The current New York Magazine features a cover story about Jeff Koons:
In January of 2012 I came across an article on low-tech magazine's website about Chinese Wheelbarrows which I found
quite fascinating and which led me to further study of those wonderful devices. I
posted up on the Carpentry Study Group forum about Chinese wheelbarrows
and a few members commented that they would be neat things to make at some point.
Then in March of last year, by
strange coincidence, a representative from Jeff Koons contacted me
asking if I could possibly make a Chinese Wheelbarrow as part of a
larger sculpture installation. They wanted it to be made in an authentic
manner and using wood preferably from China or Southeast Asia. It's
delightful when one's own passion about some odd thing, like Chinese
wheelbarrows, is suddenly given a chance to manifest in reality.

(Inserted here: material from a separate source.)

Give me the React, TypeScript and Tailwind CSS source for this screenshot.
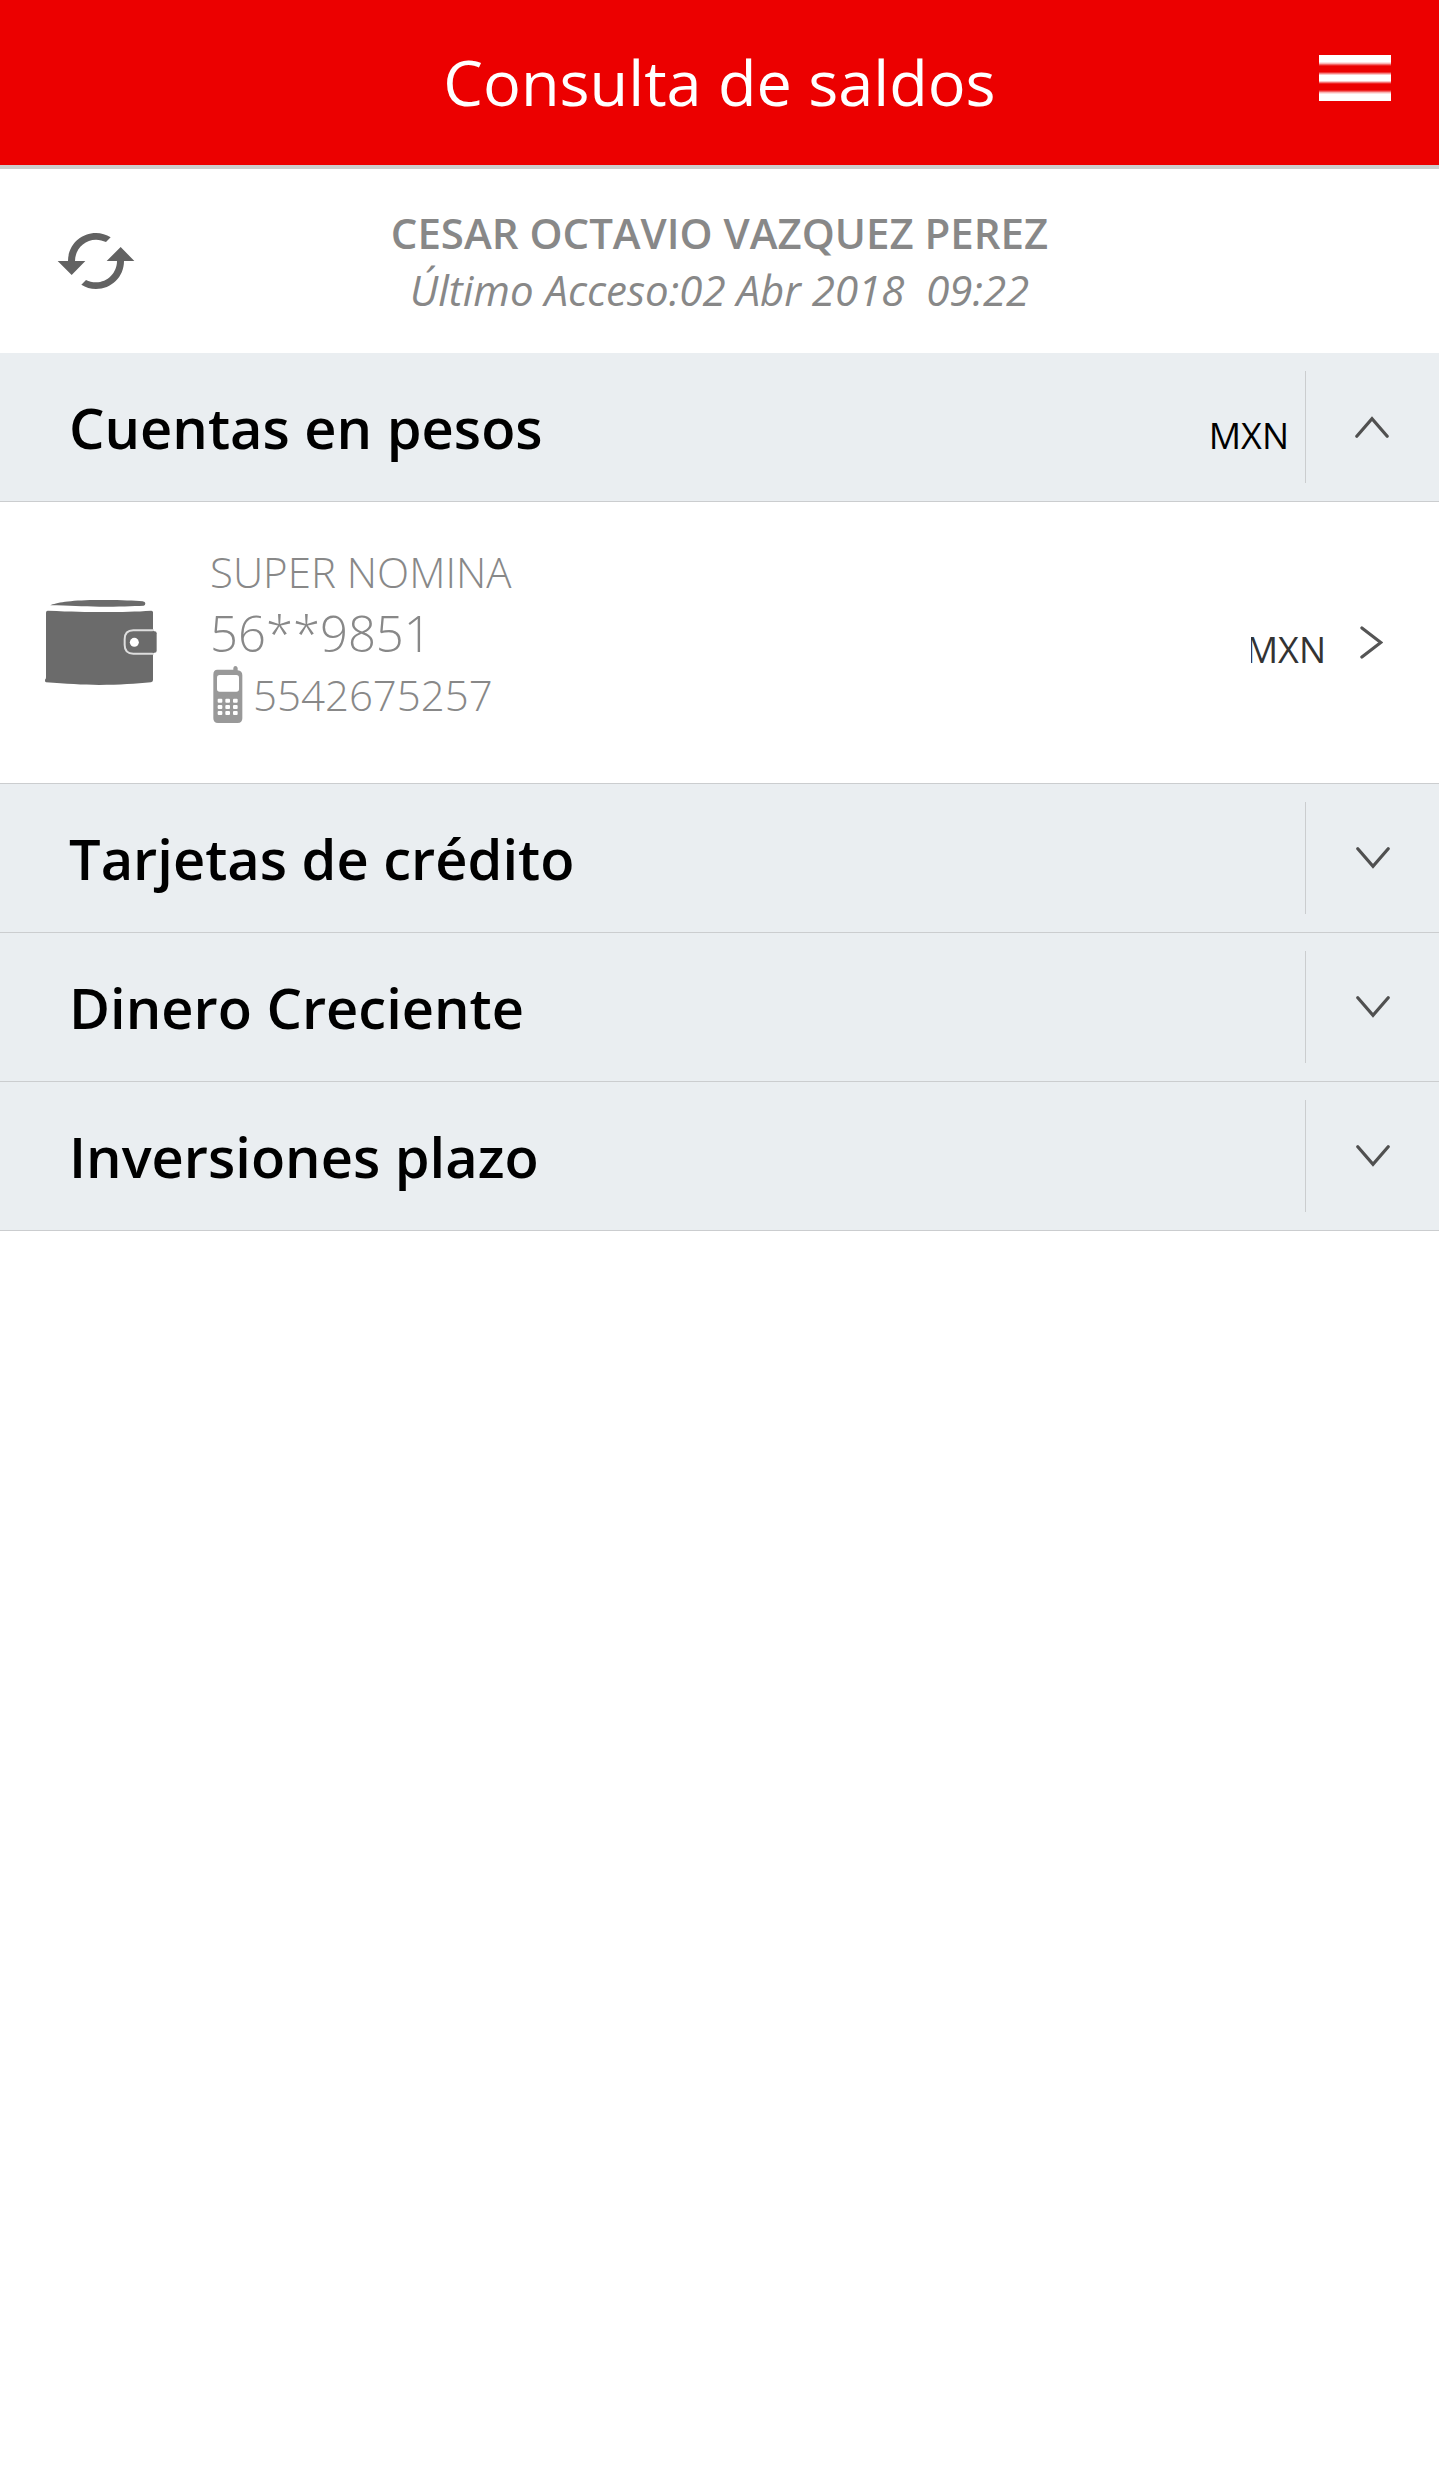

After a meeting in Manhattan at the Koons studio, I commenced work on a drawing and design and, after further discussion, constructed a prototype wheelbarrow in basswood. The piece I made was based entirely upon a photograph of a Chinese wheelbarrow of unknown age and provenance. As I was prototyping, the first piece was not fully detailed and did not take especially long to make, delivered after about three weeks of shop work.
After Koons staff members went over the design carefully, and after engineering and fabricating the other components which were part of the installation, they returned to me with their proposed changes to the wheelbarrow, which amounted to a slight re-shaping of a couple of parts and an overall scaling down of the piece by 5%. They asked me how long I would need to construct the
wheelbarrow, and I thought 6 weeks would be enough. It actually was a
slight underestimate, as an 8-week build time would have been more appropriate. Getting 8 weeks into 6 required that I work
for about 35 days straight, until I was on the verge of going
batty - you know how it goes - and then made delivery of the piece, just a day later than promised. The Koons people took the
piece and over the next week or two fitted it to a sculpture. The piece
was installed at the Gagosian Gallery in Manhattan on May 9th. Here's
the completed sculpture installation - click on the image for a larger view:
imagine some readers might find the juxtaposition of what looks like a
plastic inflatable hulk and a Chinese farm implement a bit unexpected. I was also
surprised when I first saw the proposed piece. I can't say I understand
the meaning of the pop art figure in this context, but then again I can't
claim to have much understanding of the fine art world in general. The Hulk
figure, while it appears to be made of plastic, is actually made of
bronze. It is so highly detailed and realistic that even up close it
appears to be an inflatable plastic doll. I respect the standard of meticulous craftsmanship which is characteristic of the work coming out of the Koon's studio.
I have to say it was an interesting experience for me to walk into a major gallery in New York and see something I had made as part of an installation on display. Kind of a 'can't quite believe what I'm seeing' moment. And it was interesting to observe gallery patrons walking by and looking at - or looking past, depending - the piece, and overhearing snippets of conversation among the cognoscenti. A strange dream to be sure.
Making the wheelbarrow was a fun and interesting project. The wheel, which is completely functional, was the most challenging aspect, and took more than 50% of project time. It spins as smoothly and tightly as a well-adjusted bicycle wheel. The spokes attach to the rim pieces, termed felloes - using externally-wedged dovetail joints, which is a common technique used on Chinese wheelbarrows made, presumably, without access to a blacksmith. The wheel's hub, or wheelstock, I turned on a lathe and fitted with lignum vitae bushings and axle. The axle has an eccentric mounting system so that the wheel can be slightly adjusted vertically up and down by 10mm, so as to get the fit to the sculpture's 'hands' as optimal as possible. The frame and barrow are made from reclaimed Burmese teak. All the joinery is pegged and wedged using lignum vitae. The finish is nothing but hand-planed.
There are actually 4 pieces in total to be made, so that is one down and three to go, and I'm starting on #2 in another week.
Thanks for coming by the Carpentry Way, and if you're in Manhattan in the next month or so, I'd be honored if you'd drop by the Gagosian Gallery in Chelsea and have a look.